The modern state, which is intrinsic tyranny, is totally antipathetic to the human condition and its freedom. It is, in fact, dependent on control and annexation of the family itself (The Collaborative Couple)

Conclusion

Men are free when they belong to a living, organic, believing community, active in fulfilling some unfulfilled, perhaps unrealised purpose

What I have experienced here in Norwich, is an incredible sense of nurturing and guidance that has allowed me to write this lecture. It was amazing to know that I was not limited to my parents for guidance or reassurance, for the older generation here in Norwich would often offer advice and encouragement, which is the role of community and the family. It is to draw out the best in each other and to ensure that young people and children are nurtured and enabled to fulfill the potential that Allah (SWT) has given them.
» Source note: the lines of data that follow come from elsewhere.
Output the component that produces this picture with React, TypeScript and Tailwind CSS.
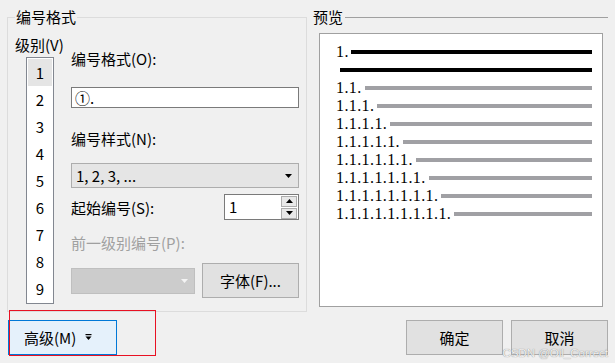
import React from "react";

const levels = [2, 3, 4, 5, 6, 7, 8, 9];

function DownTri({ color = "#000" }: { color?: string }) {
  return (
    <svg width="7" height="4" viewBox="0 0 7 4">
      <polygon points="0,0 7,0 3.5,4" fill={color} />
    </svg>
  );
}

function UpTri() {
  return (
    <svg width="7" height="4" viewBox="0 0 7 4">
      <polygon points="0,4 7,4 3.5,0" fill="#000" />
    </svg>
  );
}

export default function App() {
  return (
    <div
      className="relative w-[615px] h-[363px] overflow-hidden bg-[#f0f0f0] text-[15px] leading-[20px] text-black"
      style={{ fontFamily: '"Noto Sans CJK SC", "Noto Sans", sans-serif' }}
    >
      {/* TOP */}
      <div className="flex items-start">
        {/* 编号格式 group */}
        <div className="relative mt-[17px] ml-[7px] w-[300px] h-[295px] border border-[#dcdcdc]">
          <span className="absolute -top-[10px] left-[7px] px-[1px] bg-[#f0f0f0] leading-[18px]">
            编号格式
          </span>

          <div className="flex">
            {/* level list */}
            <div className="w-[63px] pl-[7px] flex flex-col">
              <div className="mt-[17px]">级别(V)</div>
              <div className="mt-[2px] ml-[11px] w-[28px] h-[247px] bg-white border border-[#828790] py-[1px] px-[1px]">
                <div className="h-[27px] flex items-center justify-center bg-[#e5e5e5]">1</div>
                {levels.map((n) => (
                  <div key={n} className="h-[27px] flex items-center justify-center">
                    {n}
                  </div>
                ))}
              </div>
            </div>

            {/* fields */}
            <div className="w-[228px] flex flex-col">
              <div className="mt-[31px]">编号格式(O):</div>
              <div className="mt-[18px] h-[21px] bg-white border border-[#7a7a7a] flex items-center pl-[3px]">
                ①.
              </div>

              <div className="mt-[21px]">编号样式(N):</div>
              <div className="mt-[14px] h-[25px] bg-[#e5e5e5] border border-[#adadad] flex items-center justify-between pl-[4px] pr-[6px]">
                <span>1, 2, 3, ...</span>
                <DownTri />
              </div>

              <div className="mt-[6px] flex items-center justify-between">
                <span className="mt-[2px]">起始编号(S):</span>
                <div className="w-[75px] h-[26px] bg-white border border-[#7a7a7a] flex items-center justify-between pl-[4px] pr-[1px]">
                  <span>1</span>
                  <div className="flex flex-col gap-[1px]">
                    <div className="w-[16px] h-[11px] bg-[#e8e8e8] border border-[#adadad] flex items-center justify-center">
                      <UpTri />
                    </div>
                    <div className="w-[16px] h-[11px] bg-[#e8e8e8] border border-[#adadad] flex items-center justify-center">
                      <DownTri />
                    </div>
                  </div>
                </div>
              </div>

              <div className="mt-[13px] text-[#a0a0a0]">前一级别编号(P):</div>
              <div className="mt-[10px] flex items-center gap-[7px]">
                <div className="w-[124px] h-[26px] bg-[#cccccc] border border-[#bfbfbf] flex items-center justify-end pr-[6px]">
                  <DownTri color="#f4f4f4" />
                </div>
                <button className="w-[97px] h-[35px] bg-[#e1e1e1] border border-[#adadad] flex items-center justify-center">
                  字体(F)...
                </button>
              </div>
            </div>
          </div>
        </div>

        {/* 预览 */}
        <div className="mt-[8px] ml-[6px] w-[295px] flex flex-col">
          <div className="h-[18px] flex items-center">
            <span className="leading-[18px]">预览</span>
            <div className="ml-[2px] flex-1 h-px bg-[#a0a0a0]" />
          </div>
          <div className="mt-[7px] ml-[6px] w-[284px] h-[274px] bg-white border border-[#a0a0a0] pt-[9px] pl-[16px] pr-[10px]">
            <div
              className="text-[16px] leading-[18px] tracking-[0.4px]"
              style={{ fontFamily: '"Liberation Serif", serif' }}
            >
              <div className="h-[18px] flex items-center">
                <span>1.</span>
                <div className="ml-[2px] flex-1 h-[4px] bg-black" />
              </div>
              <div className="h-[18px] flex items-center pl-[4px]">
                <div className="flex-1 h-[4px] bg-black" />
              </div>
              {levels.map((n) => (
                <div key={n} className="h-[18px] flex items-center">
                  <span>{Array.from({ length: n }, () => "1.").join("")}</span>
                  <div className="ml-[3px] flex-1 h-[4px] bg-[#a0a0a4]" />
                </div>
              ))}
            </div>
          </div>
        </div>
      </div>

      {/* BOTTOM BUTTONS */}
      <div className="mt-[8px] flex items-start">
        <button className="ml-[8px] w-[109px] h-[35px] bg-[#e5f1fb] border border-[#0078d7] flex items-center pl-[15px]">
          <span>高级(M)</span>
          <svg className="ml-[9px]" width="7" height="7" viewBox="0 0 7 7">
            <rect x="0.5" y="0" width="6" height="1.2" fill="#000" />
            <polygon points="0.5,2.5 6.5,2.5 3.5,6" fill="#000" />
          </svg>
        </button>
        <div className="ml-auto mr-[7px] flex gap-[8px]">
          <button className="w-[97px] h-[35px] bg-[#e1e1e1] border border-[#adadad] flex items-center justify-center">
            确定
          </button>
          <button className="w-[97px] h-[35px] bg-[#e1e1e1] border border-[#adadad] flex items-center justify-center">
            取消
          </button>
        </div>
      </div>

      {/* highlight box */}
      <div className="pointer-events-none absolute left-[9px] top-[310px] w-[147px] h-[46px] border border-[#e81123]" />

      {/* watermark */}
      <div
        className="pointer-events-none absolute right-[7px] top-[347px] text-[11.5px] leading-[12px] text-[#f2f2f2] [text-shadow:0_0_1px_#6a6a6a]"
        style={{ fontFamily: '"Liberation Sans", sans-serif' }}
      >
        CSDN @Oil_Correct
      </div>
    </div>
  );
}
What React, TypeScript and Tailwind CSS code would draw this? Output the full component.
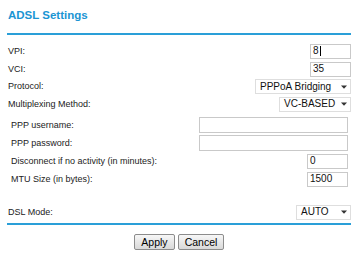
import React from 'react';

const Label = ({ children }: { children: React.ReactNode }) => (
  <span className="text-[9px] leading-none text-[#222]">{children}</span>
);

const TextBox = ({ value, width, height = 15, caret }: { value?: string; width: string; height?: number; caret?: boolean }) => (
  <div
    className={`${width} flex items-center border border-[#c9c9c9] bg-white px-[2px] text-[10px] leading-none text-[#111]`}
    style={{ height }}
  >
    {value}
    {caret && <span className="ml-[1px] inline-block h-[10px] w-px bg-black" />}
  </div>
);

const Select = ({ value, width }: { value: string; width: string }) => (
  <div className={`${width} flex h-[15px] items-center justify-between border border-[#dedede] bg-white pl-[4px] pr-[3px] text-[10px] leading-none text-[#111]`}>
    <span>{value}</span>
    <svg width="6" height="4" viewBox="0 0 6 4">
      <path d="M0 0.5h6L3 3.8z" fill="#333" />
    </svg>
  </div>
);

const Row = ({ children, h = 'h-[18px]', inset = false }: { children: React.ReactNode; h?: string; inset?: boolean }) => (
  <div className={`flex ${h} items-center justify-between ${inset ? 'pl-[4px] pr-[3px]' : 'pl-[1px]'}`}>
    {children}
  </div>
);

export default function App() {
  return (
    <div className="h-[257px] w-[360px] bg-white font-['Liberation_Sans',Arial,sans-serif]">
      <div className="ml-[7px] w-[344px] pt-[9px]">
        <h1 className="pl-[1px] text-[11.5px] font-bold leading-[13px] text-[#1b95d3]">ADSL Settings</h1>
        <div className="mt-[11px] h-[2px] bg-[#2a9fd8]" />

        <div className="mt-[7px]">
          <Row>
            <Label>VPI:</Label>
            <TextBox value="8" width="w-[41px]" caret />
          </Row>
          <Row>
            <Label>VCI:</Label>
            <TextBox value="35" width="w-[41px]" />
          </Row>
          <Row h="h-[17px]">
            <Label>Protocol:</Label>
            <Select value="PPPoA Bridging" width="w-[96px]" />
          </Row>
          <Row>
            <Label>Multiplexing Method:</Label>
            <Select value="VC-BASED" width="w-[72px]" />
          </Row>
        </div>

        <div className="mt-[3px]">
          <Row inset>
            <Label>PPP username:</Label>
            <TextBox width="w-[149px]" height={16} />
          </Row>
          <Row inset>
            <Label>PPP password:</Label>
            <TextBox width="w-[149px]" height={16} />
          </Row>
          <Row inset>
            <Label>Disconnect if no activity (in minutes):</Label>
            <TextBox value="0" width="w-[41px]" />
          </Row>
          <Row inset>
            <Label>MTU Size (in bytes):</Label>
            <TextBox value="1500" width="w-[41px]" />
          </Row>
        </div>

        <div className="mt-[15px]">
          <Row>
            <Label>DSL Mode:</Label>
            <Select value="AUTO" width="w-[55px]" />
          </Row>
        </div>

        <div className="mt-[2px] h-[2px] bg-[#2a9fd8]" />

        <div className="mt-[9px] flex justify-center gap-[3px]">
          <button className="h-[16px] w-[41px] rounded-[2px] border border-[#8c8c8c] bg-gradient-to-b from-[#f7f7f7] to-[#d9d9d9] text-[10.5px] leading-none text-black">
            Apply
          </button>
          <button className="h-[16px] w-[46px] rounded-[2px] border border-[#8c8c8c] bg-gradient-to-b from-[#f7f7f7] to-[#d9d9d9] text-[10.5px] leading-none text-black">
            Cancel
          </button>
        </div>
      </div>
    </div>
  );
}
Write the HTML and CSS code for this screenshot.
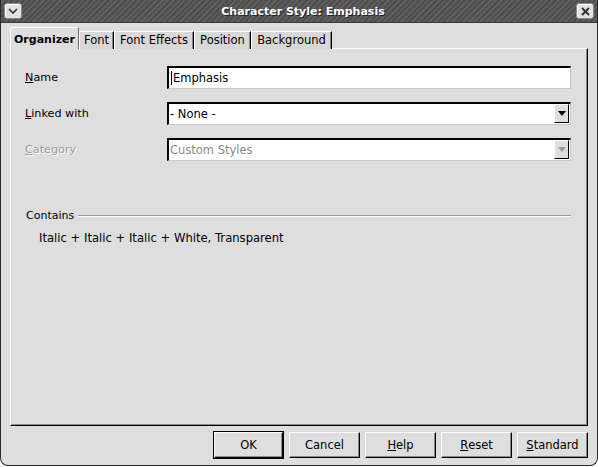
FILE: index.html
```html
<!DOCTYPE html>
<html>
<head>
<meta charset="utf-8">
<link rel="stylesheet" href="styles.css">
</head>
<body>
<div class="window">
  <div class="titlebar">
    <div class="tbtn menu-btn"><svg width="10" height="6" viewBox="0 0 10 6"><path d="M1 1 L5 5 L9 1" fill="none" stroke="#333" stroke-width="1.6"/></svg></div>
    <div class="title">Character Style: Emphasis</div>
    <div class="tbtn close-btn"><svg width="9" height="9" viewBox="0 0 9 9"><path d="M1 1 L8 8 M8 1 L1 8" stroke="#333" stroke-width="2"/></svg></div>
  </div>
  <div class="body">
    <div class="tabs">
      <div class="tab active">Organizer</div>
      <div class="tab">Font</div>
      <div class="tab">Font Effects</div>
      <div class="tab">Position</div>
      <div class="tab">Background</div>
    </div>
    <div class="panel">
      <div class="row">
        <div class="label"><u>N</u>ame</div>
        <div class="field"><span class="caret"></span>Emphasis</div>
      </div>
      <div class="row">
        <div class="label"><u>L</u>inked with</div>
        <div class="field combo"><span class="val">- None -</span><span class="dropbtn"><svg width="8" height="5" viewBox="0 0 8 5"><path d="M0 0 H8 L4 5 Z" fill="#000"/></svg></span></div>
      </div>
      <div class="row">
        <div class="label disabled"><u>C</u>ategory</div>
        <div class="field combo dis"><span class="val">Custom Styles</span><span class="dropbtn"><svg width="8" height="5" viewBox="0 0 8 5"><path d="M0 0 H8 L4 5 Z" fill="#9a9a9a"/></svg></span></div>
      </div>
      <div class="contains">
        <div class="group-head"><span>Contains</span><span class="rule"></span></div>
        <div class="contains-text">Italic + Italic + Italic + White, Transparent</div>
      </div>
    </div>
    <div class="buttons">
      <div class="btn default">OK</div>
      <div class="btn">Cancel</div>
      <div class="btn"><u>H</u>elp</div>
      <div class="btn"><u>R</u>eset</div>
      <div class="btn"><u>S</u>tandard</div>
    </div>
  </div>
</div>
</body>
</html>
```
FILE: styles.css
```css
html, body {
  margin: 0;
  padding: 0;
  background: #ffffff;
}
body {
  width: 598px;
  height: 467px;
  overflow: hidden;
  font-family: "DejaVu Sans", sans-serif;
  font-size: 11px;
  color: #000;
}
.window {
  width: 598px;
  height: 466px;
  box-sizing: border-box;
  background: #dedede;
  border: 1px solid #2a2a2a;
  border-top: none;
  border-radius: 0 0 8px 8px;
  display: flex;
  flex-direction: column;
  overflow: hidden;
}
.titlebar {
  height: 22px;
  flex: none;
  margin: 0 -1px;
  display: flex;
  align-items: center;
  background: repeating-linear-gradient(135deg, #4d4d4d 0px, #4d4d4d 2px, #5e5e5e 2px, #5e5e5e 4px);
  border-bottom: 1px solid #3a3a3a;
}
.tbtn {
  width: 18px;
  height: 16px;
  box-sizing: border-box;
  background: #e2e2e2;
  border: 1px solid #8a8a8a;
  border-radius: 3px;
  display: flex;
  align-items: center;
  justify-content: center;
  box-shadow: inset 1px 1px 0 #fff;
}
.menu-btn {
  margin-left: 4px;
}
.close-btn {
  margin-right: 4px;
}
.title {
  flex: 1;
  text-align: center;
  color: #fff;
  font-weight: bold;
  font-size: 11px;
  padding-left: 8px;
  text-shadow: 1px 1px 0 #222;
}
.body {
  flex: 1;
  display: flex;
  flex-direction: column;
  padding: 5px 9px 0 9px;
}
.tabs {
  display: flex;
  align-items: flex-end;
  height: 21px;
  position: relative;
  z-index: 1;
  margin-bottom: -1px;
}
.tab {
  height: 18px;
  box-sizing: border-box;
  text-align: center;
  font-size: 11.5px;
  line-height: 17px;
  border-left: 1px solid #fff;
  border-top: 1px solid #fff;
  border-right: 1px solid #000;
  box-shadow: inset -1px 0 0 #8c8c8c;
  background: #d8d8d8;
  white-space: nowrap;
}
.tab:nth-child(1) { width: 69px; }
.tab:nth-child(2) { width: 35px; }
.tab:nth-child(3) { width: 80px; }
.tab:nth-child(4) { width: 57px; }
.tab:nth-child(5) { width: 81px; }
.tab.active {
  height: 22px;
  font-size: 11px;
  font-weight: bold;
  background: #dedede;
  padding-top: 3px;
  border-right: 1px solid #6a6a6a;
  box-shadow: none;
  border-radius: 3px 0 0 0;
}
.panel {
  height: 378px;
  box-sizing: border-box;
  border-top: 1px solid #fff;
  border-left: 1px solid #fff;
  border-right: 1px solid #000;
  border-bottom: 1px solid #000;
  box-shadow: inset -1px -1px 0 #8c8c8c;
  padding: 17px 16px 0 14px;
  display: flex;
  flex-direction: column;
  gap: 14px;
}
.row {
  display: flex;
  align-items: center;
  height: 22px;
}
.label {
  width: 142px;
  flex: none;
  padding-top: 1px;
  font-size: 11.2px;
}
.label.disabled {
  color: #9a9a9a;
  text-shadow: 1px 1px 0 #fff;
}
.field {
  width: 404px;
  height: 23px;
  box-sizing: border-box;
  background: #fff;
  border-top: 2px solid #000;
  border-left: 2px solid #000;
  border-right: 1px solid #c8c8c8;
  border-bottom: 1px solid #c8c8c8;
  display: flex;
  align-items: center;
  padding-left: 1px;
  font-size: 11.5px;
}
.caret {
  display: inline-block;
  width: 1px;
  height: 14px;
  background: #000;
  margin-right: 1px;
  margin-left: 1px;
}
.combo .val {
  flex: 1;
}
.field.dis {
  color: #8a8a8a;
}
.dropbtn {
  width: 15px;
  height: 19px;
  box-sizing: border-box;
  margin-right: 1px;
  border-top: 1px solid #fff;
  border-left: 1px solid #fff;
  border-right: 1px solid #000;
  border-bottom: 1px solid #000;
  background: #dedede;
  display: flex;
  align-items: center;
  justify-content: center;
}
.contains {
  margin-top: 35px;
  margin-left: 1px;
}
.group-head {
  display: flex;
  align-items: center;
  gap: 4px;
}
.rule {
  flex: 1;
  height: 0;
  border-top: 1px solid #9a9a9a;
  border-bottom: 1px solid #fff;
  margin-top: 1px;
}
.contains-text {
  margin-top: 9px;
  padding-left: 13px;
  font-size: 11.6px;
}
.buttons {
  display: flex;
  justify-content: flex-end;
  gap: 5px;
  padding-top: 6px;
}
.btn {
  width: 71px;
  height: 26px;
  box-sizing: border-box;
  border-top: 1px solid #fff;
  border-left: 1px solid #fff;
  border-right: 1px solid #000;
  border-bottom: 1px solid #000;
  box-shadow: inset -1px -1px 0 #8c8c8c;
  display: flex;
  align-items: center;
  justify-content: center;
  font-size: 11.5px;
}
.btn.default {
  outline: 1px solid #000;
  width: 69px;
  margin-right: 1px;
}
```
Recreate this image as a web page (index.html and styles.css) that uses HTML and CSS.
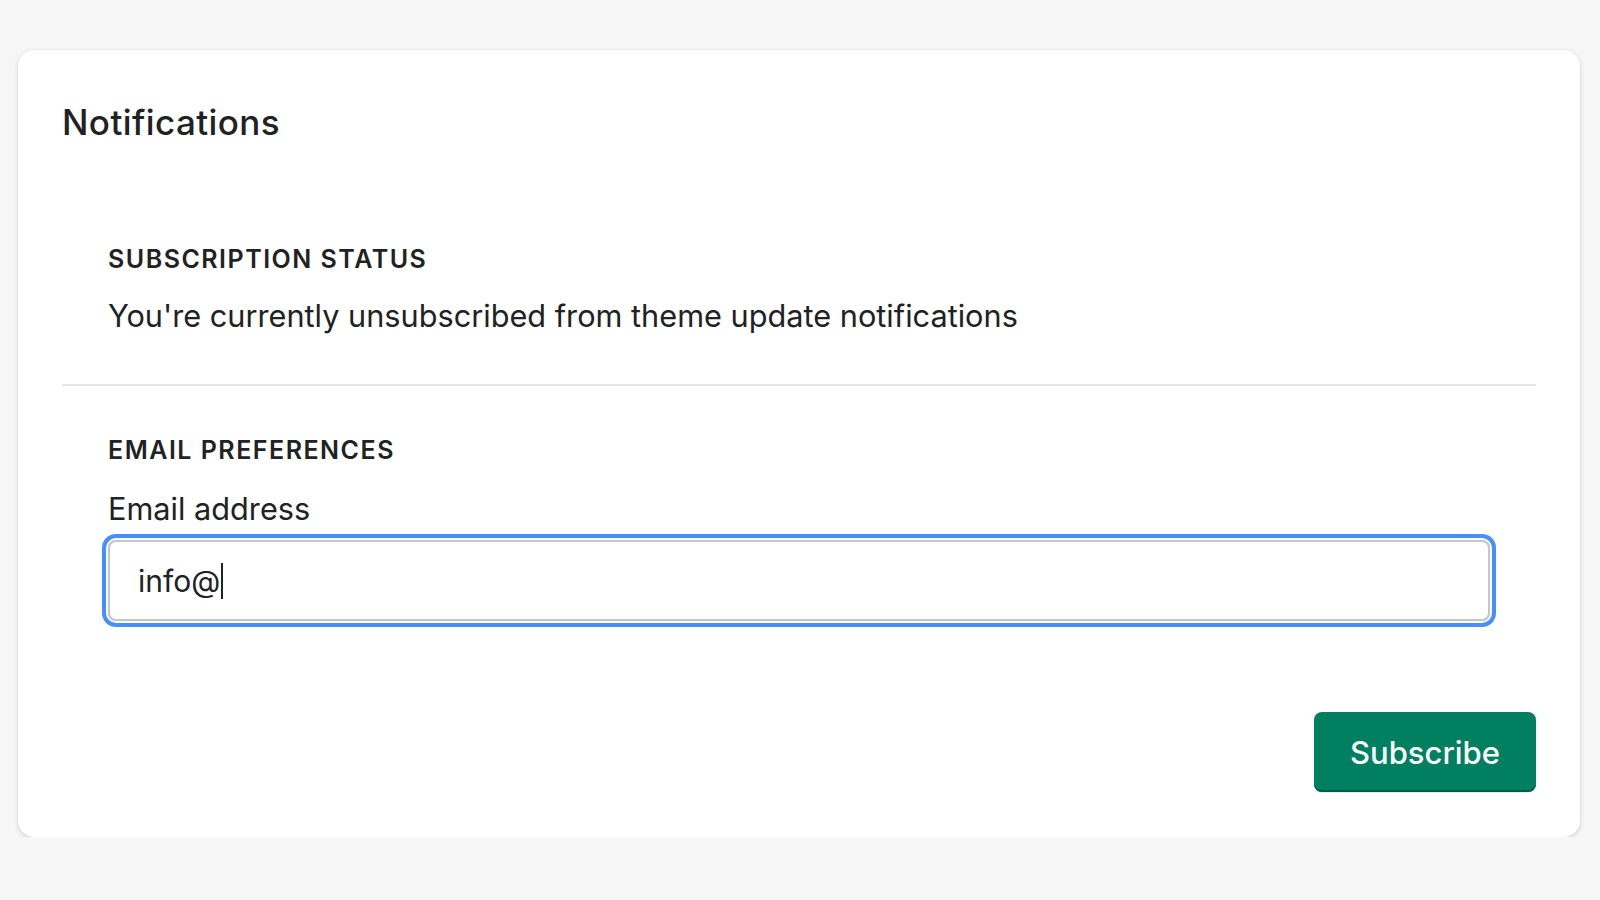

You see it is all about intention if we intend to be free, belonging to living, organic, believing communities then Allah rewards us and places a togetherness in our hearts. This is a healing in a time when maintaining community and the togetherness of people is itself a battle. You see this is non-idealistic love and it is compassion. it extends beyond the individual, it heals and harmonises, it is not an intellectual ideal, it is lived and goes beyond the confines of a narrow families. I would like to thank the faculty for offering me this incredible opportunity and would like to thank all the families that have accommodated me and those who have offered their many words of guidance and encouragement. May Allah reward you all.

And what is the reward of goodness except goodness’ (Surah Rahman)

That brings us to the end of today’s lecture. Recommend further reading would be ‘Fantasia of the Unconscious’ , ‘The Rainbow’, ‘Women in Love’, ‘Sons and Lovers’ all by D. H Lawrence, Hard Times by Dickens . The subject of our next lecture is ‘The Search for Community’. Thank you for your attention. Assalamu alaykum.